Many of my age may have followed similarly tortuous routes to understanding their Englishness. Identity and nationhood are a difficult subject for the left, as Orwell often observed. The Tories wrap themselves in the Union Jack but we have long had a problem with the Cross of St George.

At the heart of this difficulty, I believe, is our desire for equality, ultimately global equality, and the fear that local, regional or national identity contradicts this.

But truly progressive politics must be mature enough to take pride in diverse identities. I know who my constituents are. In my primary schools the same children can be Arthurian Knights on St Georges Day and speak up for Gandhi during India week. Young Geordies may support Pakistan at cricket, England at football and Murray at tennis – or they may not. Either way, it is not evidence of irrational superstition or cultural fragmentation, but part of a rich heritage of tolerance and diversity.

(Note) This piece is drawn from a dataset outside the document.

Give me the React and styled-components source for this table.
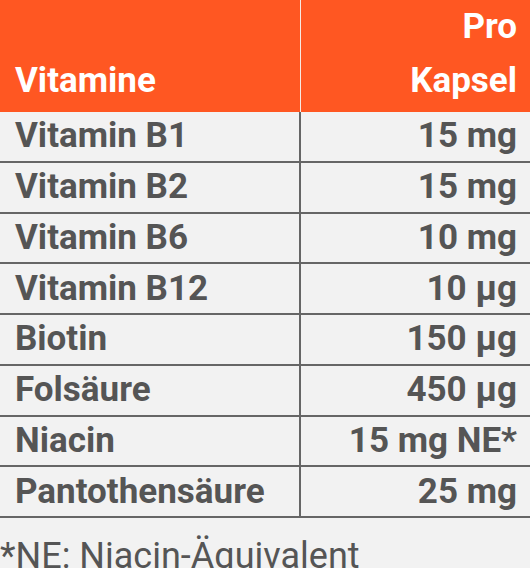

Regional identity is an important part of this heritage. When Eric Pickles bans all reference to regions, he is seeking to manipulate identity for political purposes. Just as Thatcher said there is no such thing as society, Pickles wants to pretend we only have the nation state to identify with. We are all English. We are all in it together. We are all the same. No. The left must win this intellectual argument. I believe our most valuable possession, and the one which will ultimately ensure the triumph of the progressive agenda, is our belief in each other. It is a pre-requisite of a cohesive society. Often our belief in each other does operate more strongly at the local than the national or international level. And the way to strengthen it is not to attack local identity but to build out from it to the progressive alliance we seek.

As a child I would write my address as 172 Hillsview Avenue, North Kenton, Newcastle, the North, England, Great Britain, Europe, Earth, Solar System, Milky Way, the Universe. It has been a tortuous route, but I may well have known the answer all along.